→ **GOAL**
Reproduce each line that includes the word "styles".

→ **GIVEN MATERIAL**
--------------------------------------------------

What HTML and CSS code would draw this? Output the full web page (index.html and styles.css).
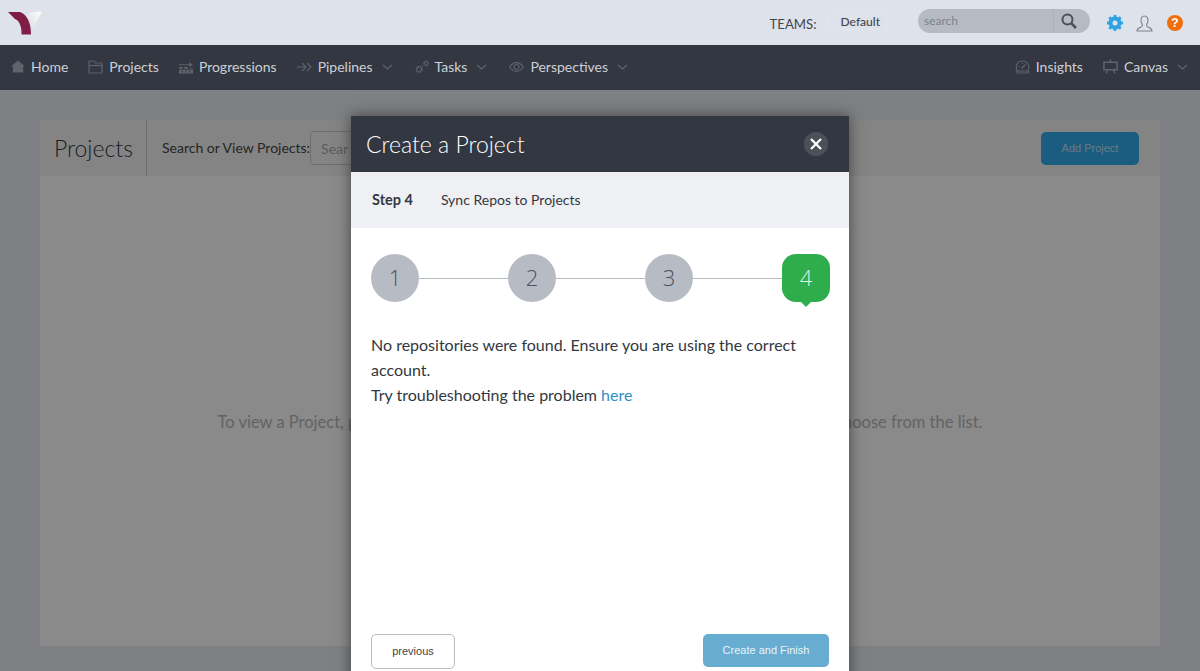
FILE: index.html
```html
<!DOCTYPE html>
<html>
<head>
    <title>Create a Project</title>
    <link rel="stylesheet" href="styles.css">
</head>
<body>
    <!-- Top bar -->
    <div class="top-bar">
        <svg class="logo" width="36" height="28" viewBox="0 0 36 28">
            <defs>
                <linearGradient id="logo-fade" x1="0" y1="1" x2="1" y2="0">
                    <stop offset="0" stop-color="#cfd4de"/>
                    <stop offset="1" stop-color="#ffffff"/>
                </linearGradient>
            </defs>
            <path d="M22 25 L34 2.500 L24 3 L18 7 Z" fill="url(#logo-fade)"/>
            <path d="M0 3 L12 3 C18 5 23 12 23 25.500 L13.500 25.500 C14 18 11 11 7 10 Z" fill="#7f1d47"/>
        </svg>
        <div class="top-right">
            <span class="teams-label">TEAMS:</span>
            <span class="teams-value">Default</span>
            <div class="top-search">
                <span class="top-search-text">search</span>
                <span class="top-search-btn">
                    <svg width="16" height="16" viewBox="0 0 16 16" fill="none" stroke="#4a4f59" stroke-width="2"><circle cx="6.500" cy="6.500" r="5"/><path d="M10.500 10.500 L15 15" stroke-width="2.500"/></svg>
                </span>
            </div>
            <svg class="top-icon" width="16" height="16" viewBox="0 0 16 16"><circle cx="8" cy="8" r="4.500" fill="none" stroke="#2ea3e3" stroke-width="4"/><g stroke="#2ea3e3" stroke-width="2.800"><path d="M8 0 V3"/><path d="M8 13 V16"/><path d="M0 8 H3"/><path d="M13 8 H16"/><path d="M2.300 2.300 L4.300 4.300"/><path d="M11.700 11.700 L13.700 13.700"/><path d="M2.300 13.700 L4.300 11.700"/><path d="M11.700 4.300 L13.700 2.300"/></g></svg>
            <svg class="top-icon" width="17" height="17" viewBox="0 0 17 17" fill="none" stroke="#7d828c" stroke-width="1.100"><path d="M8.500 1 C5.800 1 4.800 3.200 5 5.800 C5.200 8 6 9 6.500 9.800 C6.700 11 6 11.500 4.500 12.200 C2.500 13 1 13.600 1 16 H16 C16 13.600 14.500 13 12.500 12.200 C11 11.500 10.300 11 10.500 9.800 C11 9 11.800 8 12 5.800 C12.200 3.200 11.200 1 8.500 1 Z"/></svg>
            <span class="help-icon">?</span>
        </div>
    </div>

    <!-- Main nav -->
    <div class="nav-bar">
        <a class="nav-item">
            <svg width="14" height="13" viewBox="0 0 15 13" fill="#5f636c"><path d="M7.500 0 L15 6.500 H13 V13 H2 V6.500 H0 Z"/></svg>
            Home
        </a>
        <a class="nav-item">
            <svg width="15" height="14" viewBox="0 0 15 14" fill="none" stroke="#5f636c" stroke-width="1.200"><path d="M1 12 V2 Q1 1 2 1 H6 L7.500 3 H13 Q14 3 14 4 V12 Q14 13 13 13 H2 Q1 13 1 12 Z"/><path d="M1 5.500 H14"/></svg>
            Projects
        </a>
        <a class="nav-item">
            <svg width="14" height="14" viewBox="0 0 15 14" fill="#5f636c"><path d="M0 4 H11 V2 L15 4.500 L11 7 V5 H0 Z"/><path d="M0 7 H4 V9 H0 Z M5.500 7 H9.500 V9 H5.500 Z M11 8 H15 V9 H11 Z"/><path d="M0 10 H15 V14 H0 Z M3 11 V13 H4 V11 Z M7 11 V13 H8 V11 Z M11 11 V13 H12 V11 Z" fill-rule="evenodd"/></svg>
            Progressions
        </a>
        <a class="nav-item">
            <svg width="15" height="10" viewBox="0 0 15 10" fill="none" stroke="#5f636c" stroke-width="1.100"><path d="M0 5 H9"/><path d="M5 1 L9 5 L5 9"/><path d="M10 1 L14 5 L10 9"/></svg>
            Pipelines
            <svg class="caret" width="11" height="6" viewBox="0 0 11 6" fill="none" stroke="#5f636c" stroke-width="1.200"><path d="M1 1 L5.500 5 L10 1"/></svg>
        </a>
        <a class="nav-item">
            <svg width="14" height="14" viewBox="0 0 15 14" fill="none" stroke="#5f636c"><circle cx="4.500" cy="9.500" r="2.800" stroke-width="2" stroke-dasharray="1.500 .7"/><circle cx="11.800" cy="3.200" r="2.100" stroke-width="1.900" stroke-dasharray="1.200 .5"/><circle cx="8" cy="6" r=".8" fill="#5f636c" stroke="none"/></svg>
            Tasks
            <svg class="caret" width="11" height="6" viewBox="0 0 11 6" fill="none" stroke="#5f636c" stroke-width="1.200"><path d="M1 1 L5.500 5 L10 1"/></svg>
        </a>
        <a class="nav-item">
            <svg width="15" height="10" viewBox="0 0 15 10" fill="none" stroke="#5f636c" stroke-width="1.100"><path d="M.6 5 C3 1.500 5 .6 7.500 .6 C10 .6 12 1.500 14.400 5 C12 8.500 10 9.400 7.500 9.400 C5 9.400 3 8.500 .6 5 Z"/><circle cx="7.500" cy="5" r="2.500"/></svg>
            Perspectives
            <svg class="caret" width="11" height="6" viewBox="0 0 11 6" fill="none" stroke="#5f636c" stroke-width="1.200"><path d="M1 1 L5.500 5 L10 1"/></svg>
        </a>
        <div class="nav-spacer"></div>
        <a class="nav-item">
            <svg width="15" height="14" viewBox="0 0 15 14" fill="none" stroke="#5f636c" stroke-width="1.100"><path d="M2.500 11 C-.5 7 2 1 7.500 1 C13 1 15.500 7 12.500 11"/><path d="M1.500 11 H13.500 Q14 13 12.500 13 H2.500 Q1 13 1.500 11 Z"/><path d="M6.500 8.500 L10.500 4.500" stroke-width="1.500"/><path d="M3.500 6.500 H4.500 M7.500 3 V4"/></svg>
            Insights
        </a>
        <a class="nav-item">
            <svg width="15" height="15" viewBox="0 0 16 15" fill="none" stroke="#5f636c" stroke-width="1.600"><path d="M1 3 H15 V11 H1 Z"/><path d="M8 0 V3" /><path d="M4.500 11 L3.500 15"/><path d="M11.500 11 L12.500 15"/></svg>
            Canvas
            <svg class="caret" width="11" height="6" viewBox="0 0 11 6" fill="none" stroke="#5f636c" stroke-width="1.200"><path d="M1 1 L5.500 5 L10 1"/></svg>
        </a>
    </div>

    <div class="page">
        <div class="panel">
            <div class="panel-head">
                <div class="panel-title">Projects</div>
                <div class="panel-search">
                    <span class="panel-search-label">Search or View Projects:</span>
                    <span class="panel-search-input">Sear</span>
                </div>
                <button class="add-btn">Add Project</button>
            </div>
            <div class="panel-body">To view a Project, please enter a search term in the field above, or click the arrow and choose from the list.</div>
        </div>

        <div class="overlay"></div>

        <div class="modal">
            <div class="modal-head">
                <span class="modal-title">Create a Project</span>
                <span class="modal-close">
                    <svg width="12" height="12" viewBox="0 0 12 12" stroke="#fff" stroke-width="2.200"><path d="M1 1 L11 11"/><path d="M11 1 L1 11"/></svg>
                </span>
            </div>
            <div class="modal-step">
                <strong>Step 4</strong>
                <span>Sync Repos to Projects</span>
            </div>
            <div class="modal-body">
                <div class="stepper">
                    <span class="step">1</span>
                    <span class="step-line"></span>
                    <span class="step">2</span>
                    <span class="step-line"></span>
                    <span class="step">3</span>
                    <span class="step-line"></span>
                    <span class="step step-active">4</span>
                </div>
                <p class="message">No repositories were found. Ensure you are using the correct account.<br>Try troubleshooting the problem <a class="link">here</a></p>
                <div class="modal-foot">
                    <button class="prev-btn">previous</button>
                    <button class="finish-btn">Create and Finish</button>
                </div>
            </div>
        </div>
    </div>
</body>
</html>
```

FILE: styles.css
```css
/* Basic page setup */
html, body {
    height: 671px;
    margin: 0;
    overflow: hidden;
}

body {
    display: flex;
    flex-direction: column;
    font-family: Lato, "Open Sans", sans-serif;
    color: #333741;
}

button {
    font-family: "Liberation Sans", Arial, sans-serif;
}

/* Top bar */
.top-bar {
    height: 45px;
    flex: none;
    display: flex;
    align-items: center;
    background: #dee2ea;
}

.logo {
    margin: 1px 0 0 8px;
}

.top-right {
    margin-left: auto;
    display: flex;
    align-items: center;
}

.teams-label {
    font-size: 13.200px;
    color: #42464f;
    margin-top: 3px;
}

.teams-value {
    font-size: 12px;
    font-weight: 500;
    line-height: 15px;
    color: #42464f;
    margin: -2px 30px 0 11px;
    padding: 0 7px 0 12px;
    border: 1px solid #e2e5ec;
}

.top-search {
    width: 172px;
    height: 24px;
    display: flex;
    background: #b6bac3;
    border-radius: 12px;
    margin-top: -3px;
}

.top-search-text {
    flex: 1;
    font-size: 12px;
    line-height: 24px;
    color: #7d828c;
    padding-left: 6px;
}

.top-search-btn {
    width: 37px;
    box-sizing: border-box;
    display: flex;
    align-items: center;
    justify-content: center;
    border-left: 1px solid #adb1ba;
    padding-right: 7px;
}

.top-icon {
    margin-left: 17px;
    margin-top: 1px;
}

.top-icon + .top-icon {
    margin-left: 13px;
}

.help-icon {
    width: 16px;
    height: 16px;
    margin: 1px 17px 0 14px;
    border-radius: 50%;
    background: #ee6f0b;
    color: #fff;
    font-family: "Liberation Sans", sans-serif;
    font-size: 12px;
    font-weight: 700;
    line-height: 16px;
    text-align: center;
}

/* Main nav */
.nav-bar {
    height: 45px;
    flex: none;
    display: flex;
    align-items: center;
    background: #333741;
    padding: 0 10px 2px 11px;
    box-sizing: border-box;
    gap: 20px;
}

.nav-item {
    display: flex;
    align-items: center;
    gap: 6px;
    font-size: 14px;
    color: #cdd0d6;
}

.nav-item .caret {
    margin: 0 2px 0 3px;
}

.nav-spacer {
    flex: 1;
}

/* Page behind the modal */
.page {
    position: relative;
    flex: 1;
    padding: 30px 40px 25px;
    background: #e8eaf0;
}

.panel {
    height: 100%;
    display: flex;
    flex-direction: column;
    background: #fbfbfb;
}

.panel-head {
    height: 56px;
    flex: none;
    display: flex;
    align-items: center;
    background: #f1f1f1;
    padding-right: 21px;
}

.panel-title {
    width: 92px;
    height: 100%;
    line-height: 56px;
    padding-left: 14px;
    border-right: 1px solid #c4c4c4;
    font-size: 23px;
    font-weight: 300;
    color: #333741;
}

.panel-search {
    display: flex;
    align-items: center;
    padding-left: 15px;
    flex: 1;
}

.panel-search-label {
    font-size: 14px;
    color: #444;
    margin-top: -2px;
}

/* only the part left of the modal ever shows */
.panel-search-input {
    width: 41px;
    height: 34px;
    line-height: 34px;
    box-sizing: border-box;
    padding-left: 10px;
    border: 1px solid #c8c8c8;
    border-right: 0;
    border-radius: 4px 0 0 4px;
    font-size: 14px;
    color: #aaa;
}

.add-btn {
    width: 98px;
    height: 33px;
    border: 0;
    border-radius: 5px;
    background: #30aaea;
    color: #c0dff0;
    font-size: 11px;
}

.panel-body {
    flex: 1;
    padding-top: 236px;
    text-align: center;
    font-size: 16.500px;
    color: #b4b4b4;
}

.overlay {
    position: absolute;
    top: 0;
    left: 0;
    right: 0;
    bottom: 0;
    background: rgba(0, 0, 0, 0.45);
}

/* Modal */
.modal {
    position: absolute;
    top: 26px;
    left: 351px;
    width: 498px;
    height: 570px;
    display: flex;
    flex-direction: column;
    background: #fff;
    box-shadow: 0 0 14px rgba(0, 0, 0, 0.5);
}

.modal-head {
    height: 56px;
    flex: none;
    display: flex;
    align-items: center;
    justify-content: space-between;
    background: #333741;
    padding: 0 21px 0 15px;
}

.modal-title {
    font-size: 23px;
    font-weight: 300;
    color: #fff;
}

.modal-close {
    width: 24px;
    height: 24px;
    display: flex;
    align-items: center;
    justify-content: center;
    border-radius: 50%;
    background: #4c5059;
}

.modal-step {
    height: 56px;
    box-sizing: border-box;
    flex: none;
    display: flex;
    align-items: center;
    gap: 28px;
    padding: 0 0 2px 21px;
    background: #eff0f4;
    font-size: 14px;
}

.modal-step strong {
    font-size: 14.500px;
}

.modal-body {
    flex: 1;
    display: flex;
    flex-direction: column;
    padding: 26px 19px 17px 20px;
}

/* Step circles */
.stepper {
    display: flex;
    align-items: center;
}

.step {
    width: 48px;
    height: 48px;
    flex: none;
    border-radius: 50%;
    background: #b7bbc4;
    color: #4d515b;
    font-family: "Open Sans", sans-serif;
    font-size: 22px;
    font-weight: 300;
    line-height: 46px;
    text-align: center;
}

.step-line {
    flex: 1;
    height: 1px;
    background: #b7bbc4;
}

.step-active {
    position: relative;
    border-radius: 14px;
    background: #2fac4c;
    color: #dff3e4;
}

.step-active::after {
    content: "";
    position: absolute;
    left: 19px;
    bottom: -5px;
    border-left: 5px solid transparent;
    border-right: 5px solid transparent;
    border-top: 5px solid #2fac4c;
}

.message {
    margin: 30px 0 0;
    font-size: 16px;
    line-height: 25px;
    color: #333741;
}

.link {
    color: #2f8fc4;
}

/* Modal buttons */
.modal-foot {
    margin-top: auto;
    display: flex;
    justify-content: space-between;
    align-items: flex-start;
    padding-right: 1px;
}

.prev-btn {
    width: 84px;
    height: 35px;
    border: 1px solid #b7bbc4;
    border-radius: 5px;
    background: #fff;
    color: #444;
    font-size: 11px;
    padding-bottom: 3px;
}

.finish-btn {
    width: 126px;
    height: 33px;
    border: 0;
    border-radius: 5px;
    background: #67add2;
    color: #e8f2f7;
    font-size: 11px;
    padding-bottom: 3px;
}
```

--------------------------------------------------

→ **FULL ANSWER**
What HTML and CSS code would draw this? Output the full web page (index.html and styles.css).
    <link rel="stylesheet" href="styles.css">
FILE: styles.css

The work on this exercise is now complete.